Last Sunday in Switzerland, voters approved a constitutional ban on the construction of minarets, the spires atop Islamic mosques where the call to prayer is issued five times a day. The result came over the explicit opposition of the country's Christian leaders, including the Swiss Catholic bishops, who issued a statement before the vote warning that "fear is a poor counselor." Afterwards, an official from the Vatican's Pontifical Council for Migrants as well as L'Osservatore Romano, the Vatican newspaper, called the outcome a blow to religious freedom.
Despite that, 56 percent of Swiss voters favored the minaret ban. I haven't seen any exit polls, but one has to imagine that a decisive bloc was formed by those Swiss most concerned with their country's Christian identity, which would include a cross-section of Catholics. Switzerland is 46 percent Catholic, so the measure could not have passed without substantial Catholic support.
Officials of the Council of Europe said this week that the Swiss measure may be reviewed by European courts as a potential violation of freedom of conscience and human rights protections.
In Italy, meanwhile, a recent proposal from the far-right Northern League to add a cross to the national flag is producing a similar split between institutional and populist Catholic sentiment.
The Northern League, which routinely draws between five and fifteen percent of the national vote, is part of Italy's ruling center-right coalition. Historically the party has been fairly anti-clerical, seeing the Vatican as an expression of Roman centralization against the interests of its base of support in the north. Recently, however, the party has repositioned itself as the voice of populist Catholic anxieties, directed against both the European Union and Islamic immigration.
Roberto Maroni of the Northern League, currently Italy's interior minister, says his party is committed to the defense of grassroots Catholic values, "not what the elites want" – a catchy way of saying that while the Northern League may be taking up the Catholic banner, it's not taking cues from the Italian bishops or the Vatican.
From a populist calculus, the proposal to put a cross on the flag is a potent political double play. It comes in the wake of a controversial decision from a European court which held that displaying crucifixes in Italian public school classrooms violates church/state separation, and it also makes a statement about the Christian identity of Italy in the teeth of the country's rising Muslim population.
How serious the idea may be in a country where the tricolore, the three-colored flag, is something of a national fetish remains to be seen. What it illustrates, however, is a growing political sophistication among populists about the manipulation of symbolism.
This arousal of populist Catholicism poses a real headache for Pope Benedict XVI.
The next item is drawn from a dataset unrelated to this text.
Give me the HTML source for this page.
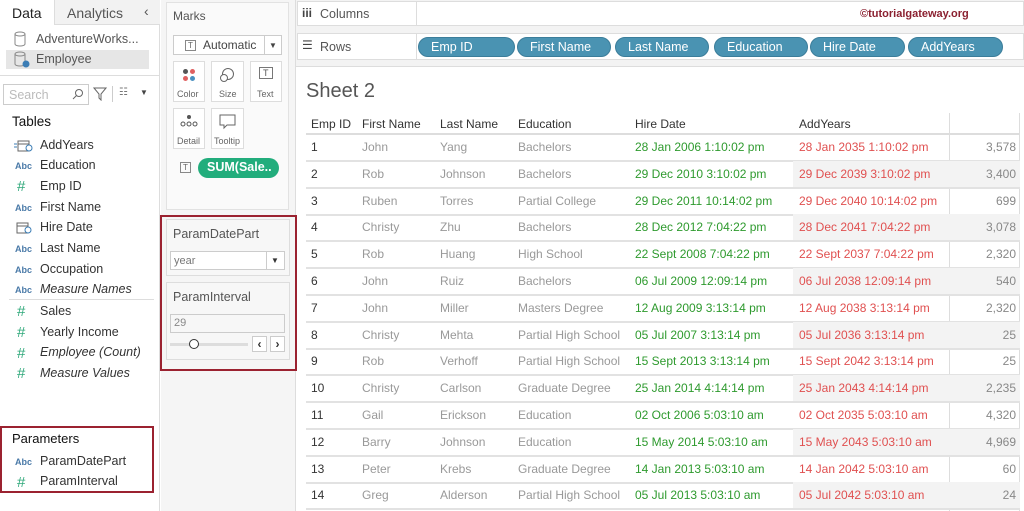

In recent decades, the Vatican's highest priority for Europe has been recovery of the continent's Christian identity, and Benedict in particular has argued that Europe would be culturally incoherent if cut off from its Christian roots. Yet at the same time, Benedict also has no higher inter-faith priority than outreach to Islam, the defining expression of his transition from "inter-religious" to "inter-cultural" dialogue. In essence, Benedict sees Christians and Muslims as natural allies in the struggle against secularism.
Benedict also has to worry about the fate of Christianity not just in Europe, but also in the Middle East, Africa, and India – places where the intersection of nationalism and religious identity makes life difficult for Christian minorities. Many church leaders fear that provocative acts such as the Swiss vote could trigger anti-Christian backlash in other parts of the world. Italian essayist Massimo Franco recently described this as the Vatican's "geo-religious" perspective.
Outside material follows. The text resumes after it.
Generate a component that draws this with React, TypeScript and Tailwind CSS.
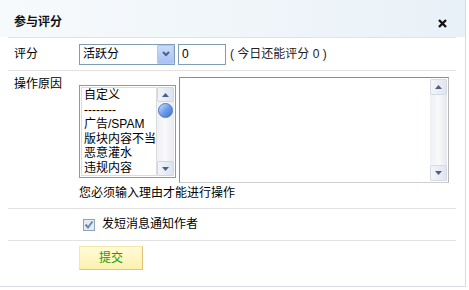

Looking down the line at the rest of the 21st century, declining fertility rates in the Middle East and North Africa suggest that the current high levels of Islamic immigration into Europe won't be sustained. Long term, therefore, the Vatican may be able to hope for a "demographic fix" to its headache, since immigration might no longer be such a volatile force in European politics.
In the meantime, however, Benedict XVI has to walk a tightrope. He doesn't want to discourage those forces in Europe most passionately committed to a defense of Christian identity, but somehow he also needs to prevent them from upsetting his geo-religious applecart.
So far, there's been no comment from the pope himself about either the Swiss vote or the proposal to put a cross on the Italian flag. The first test of Benedict's balancing act may come when, and if, this consummate European chooses to wade into these burning European debates.